For the last few years, the Pittsburgh Regional Health Initiative (PRHI) has used PHC4 data to produce reports and recommendations that are intended to help providers increase the quality of health care in southwest Pennsylvania. Using acute care admissions data from 11 counties in the Pittsburgh area, PRHI strives to reduce hospital readmission rates for many chronic conditions.
“We started out using PHC4 data a few years ago to produce regional reports on the prevalence and readmission rates of chronic conditions, like COPD, heart failure, asthma, and diabetes,” said Colleen Vrbin, Senior Research Analyst with the PRHI. “However, once we really dug into the data, we started finding some really interesting phenomena.”
During the past 18 months, PRHI has expanded its findings to include analyses of data on populations typically excluded from hospital performance reports—HIV patients, patients that leave against medical advice, etc. PRHI published a brief on patterns of admission and readmission among HIV patients in southwestern Pennsylvania, with some surprising results. The brief showed that readmission rates for HIV patients were substantially higher than for the non-HIV patient population for conditions not specific to HIV, and suggested opportunities for reducing readmissions.
According to Ms. Vrbin, “PHC4 data is a one-of-a-kind, beyond-rich, source for health care research. Their data allows us to do research with actionable results. We’re not producing reports just for the sake of research; we’re creating guidelines and best practices that are savings countless lives in the Pittsburgh area. Everyone benefits from what we’re doing.”
One of these life-saving reports is the PRHI Readmission Reduction Guide, which lays out 56 pages of advice to physicians and facilities to provide patients with better care to reduce readmission rates.

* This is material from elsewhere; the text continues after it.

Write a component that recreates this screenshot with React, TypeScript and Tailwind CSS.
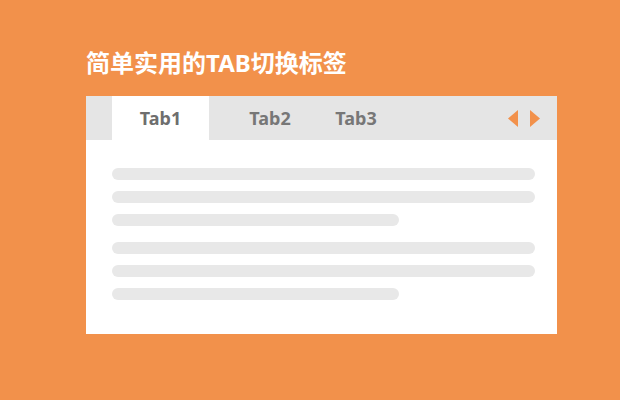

Continuing its “outside the box” approach to health care research, PRHI is getting ready for an upcoming release of a brief on patients who are admitted to the hospital 10 or more times in a 2 year period. Studying small, targeted, and expensive subsets of patients has been a successful strategy for PRHI. Another population PRHI plans on studying closer is patients that leave the hospital against medical advice. Finding ways to decrease the readmission rates for these two populations of patients will yield a savings of hundreds of thousands of dollars in the future, in addition to improved quality of care.